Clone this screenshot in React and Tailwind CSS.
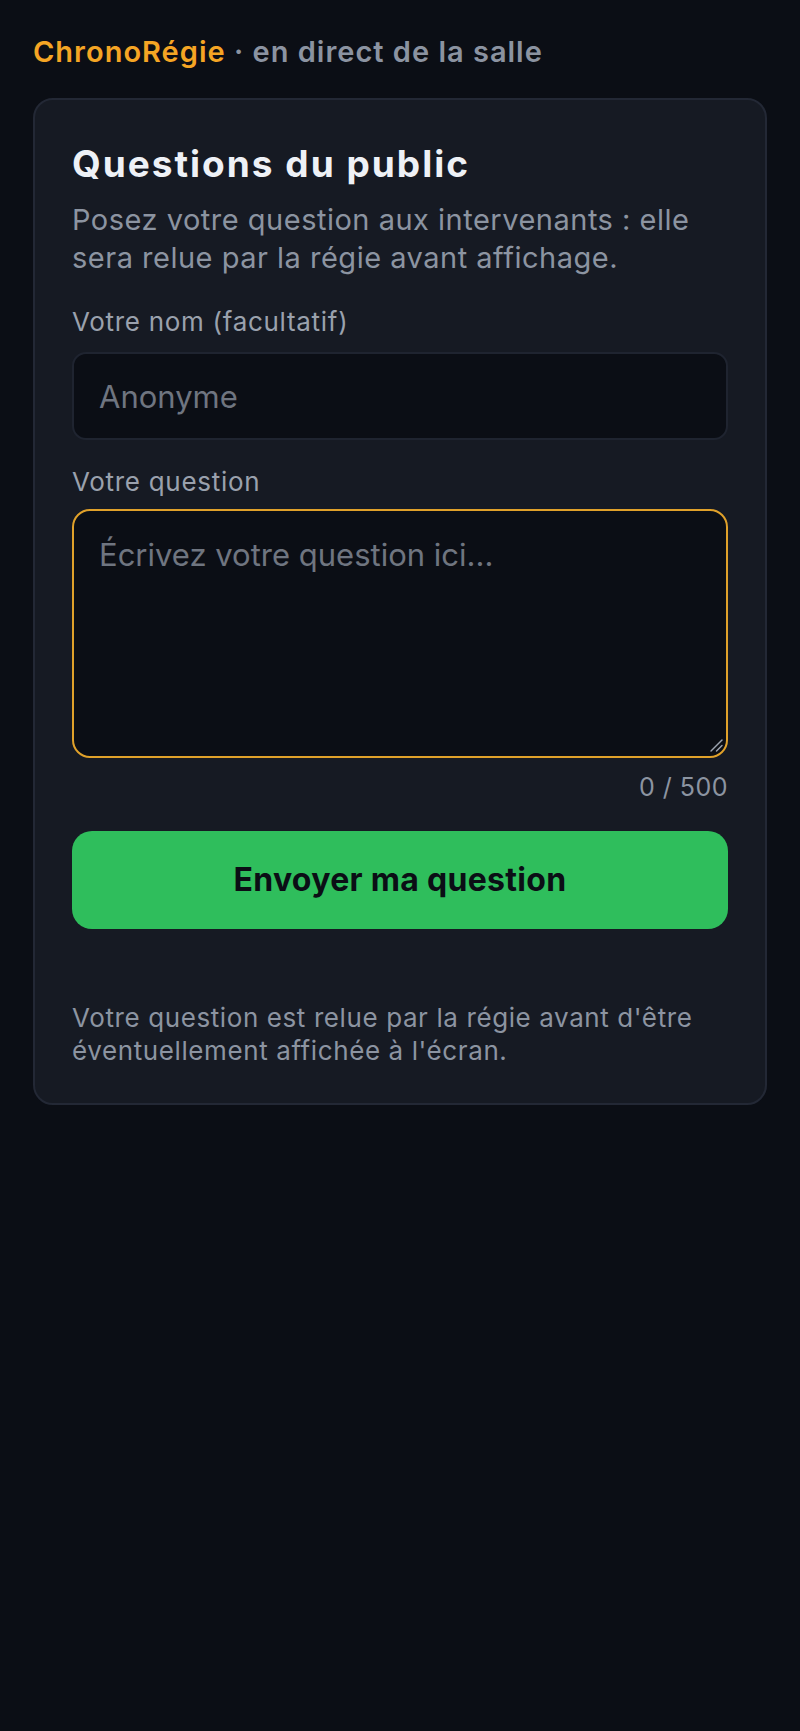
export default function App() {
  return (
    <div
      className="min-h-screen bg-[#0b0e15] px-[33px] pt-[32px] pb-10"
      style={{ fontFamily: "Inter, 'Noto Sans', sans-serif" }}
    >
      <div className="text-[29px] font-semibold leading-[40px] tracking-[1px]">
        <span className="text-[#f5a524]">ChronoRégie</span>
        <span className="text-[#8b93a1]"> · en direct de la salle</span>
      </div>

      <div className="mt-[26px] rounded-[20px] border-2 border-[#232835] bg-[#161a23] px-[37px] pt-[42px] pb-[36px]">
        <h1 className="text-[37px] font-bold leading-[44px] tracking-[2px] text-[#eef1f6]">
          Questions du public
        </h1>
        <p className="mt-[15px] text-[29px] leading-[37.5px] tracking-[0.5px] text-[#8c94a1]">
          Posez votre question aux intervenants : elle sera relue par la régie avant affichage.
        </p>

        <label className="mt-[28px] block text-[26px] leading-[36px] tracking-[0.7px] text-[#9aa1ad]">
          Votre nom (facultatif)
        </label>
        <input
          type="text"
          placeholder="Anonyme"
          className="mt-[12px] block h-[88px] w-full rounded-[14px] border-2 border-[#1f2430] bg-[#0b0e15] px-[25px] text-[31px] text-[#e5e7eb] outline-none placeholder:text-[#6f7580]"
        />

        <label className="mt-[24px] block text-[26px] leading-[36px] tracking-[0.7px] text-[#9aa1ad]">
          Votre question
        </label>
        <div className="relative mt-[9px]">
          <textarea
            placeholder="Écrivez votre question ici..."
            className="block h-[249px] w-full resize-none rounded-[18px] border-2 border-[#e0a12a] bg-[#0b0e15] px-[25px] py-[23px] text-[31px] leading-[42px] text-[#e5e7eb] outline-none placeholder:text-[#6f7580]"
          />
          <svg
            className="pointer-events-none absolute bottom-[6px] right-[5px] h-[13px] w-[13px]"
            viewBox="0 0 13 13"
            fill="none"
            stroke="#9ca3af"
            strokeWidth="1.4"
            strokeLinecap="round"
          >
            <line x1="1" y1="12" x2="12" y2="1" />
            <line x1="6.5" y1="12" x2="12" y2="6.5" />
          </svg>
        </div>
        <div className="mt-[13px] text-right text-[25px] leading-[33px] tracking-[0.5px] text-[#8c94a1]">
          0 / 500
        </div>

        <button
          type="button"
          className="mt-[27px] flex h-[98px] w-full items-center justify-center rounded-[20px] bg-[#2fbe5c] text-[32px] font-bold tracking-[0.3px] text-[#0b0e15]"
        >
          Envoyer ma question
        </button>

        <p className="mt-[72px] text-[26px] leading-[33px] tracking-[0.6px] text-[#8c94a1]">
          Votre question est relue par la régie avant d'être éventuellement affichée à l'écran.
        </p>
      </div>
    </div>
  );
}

※

● Exercise directions: Every line of the material is to be quoted exactly, with no pictures carried over.

● Exercise solution:
Clone this screenshot in React and Tailwind CSS.
export default function App() {
  return (
    <div
      className="min-h-screen bg-[#0b0e15] px-[33px] pt-[32px] pb-10"
      style={{ fontFamily: "Inter, 'Noto Sans', sans-serif" }}
    >
      <div className="text-[29px] font-semibold leading-[40px] tracking-[1px]">
        <span className="text-[#f5a524]">ChronoRégie</span>
        <span className="text-[#8b93a1]"> · en direct de la salle</span>
      </div>

      <div className="mt-[26px] rounded-[20px] border-2 border-[#232835] bg-[#161a23] px-[37px] pt-[42px] pb-[36px]">
        <h1 className="text-[37px] font-bold leading-[44px] tracking-[2px] text-[#eef1f6]">
          Questions du public
        </h1>
        <p className="mt-[15px] text-[29px] leading-[37.5px] tracking-[0.5px] text-[#8c94a1]">
          Posez votre question aux intervenants : elle sera relue par la régie avant affichage.
        </p>

        <label className="mt-[28px] block text-[26px] leading-[36px] tracking-[0.7px] text-[#9aa1ad]">
          Votre nom (facultatif)
        </label>
        <input
          type="text"
          placeholder="Anonyme"
          className="mt-[12px] block h-[88px] w-full rounded-[14px] border-2 border-[#1f2430] bg-[#0b0e15] px-[25px] text-[31px] text-[#e5e7eb] outline-none placeholder:text-[#6f7580]"
        />

        <label className="mt-[24px] block text-[26px] leading-[36px] tracking-[0.7px] text-[#9aa1ad]">
          Votre question
        </label>
        <div className="relative mt-[9px]">
          <textarea
            placeholder="Écrivez votre question ici..."
            className="block h-[249px] w-full resize-none rounded-[18px] border-2 border-[#e0a12a] bg-[#0b0e15] px-[25px] py-[23px] text-[31px] leading-[42px] text-[#e5e7eb] outline-none placeholder:text-[#6f7580]"
          />
          <svg
            className="pointer-events-none absolute bottom-[6px] right-[5px] h-[13px] w-[13px]"
            viewBox="0 0 13 13"
            fill="none"
            stroke="#9ca3af"
            strokeWidth="1.4"
            strokeLinecap="round"
          >
            <line x1="1" y1="12" x2="12" y2="1" />
            <line x1="6.5" y1="12" x2="12" y2="6.5" />
          </svg>
        </div>
        <div className="mt-[13px] text-right text-[25px] leading-[33px] tracking-[0.5px] text-[#8c94a1]">
          0 / 500
        </div>

        <button
          type="button"
          className="mt-[27px] flex h-[98px] w-full items-center justify-center rounded-[20px] bg-[#2fbe5c] text-[32px] font-bold tracking-[0.3px] text-[#0b0e15]"
        >
          Envoyer ma question
        </button>

        <p className="mt-[72px] text-[26px] leading-[33px] tracking-[0.6px] text-[#8c94a1]">
          Votre question est relue par la régie avant d'être éventuellement affichée à l'écran.
        </p>
      </div>
    </div>
  );
}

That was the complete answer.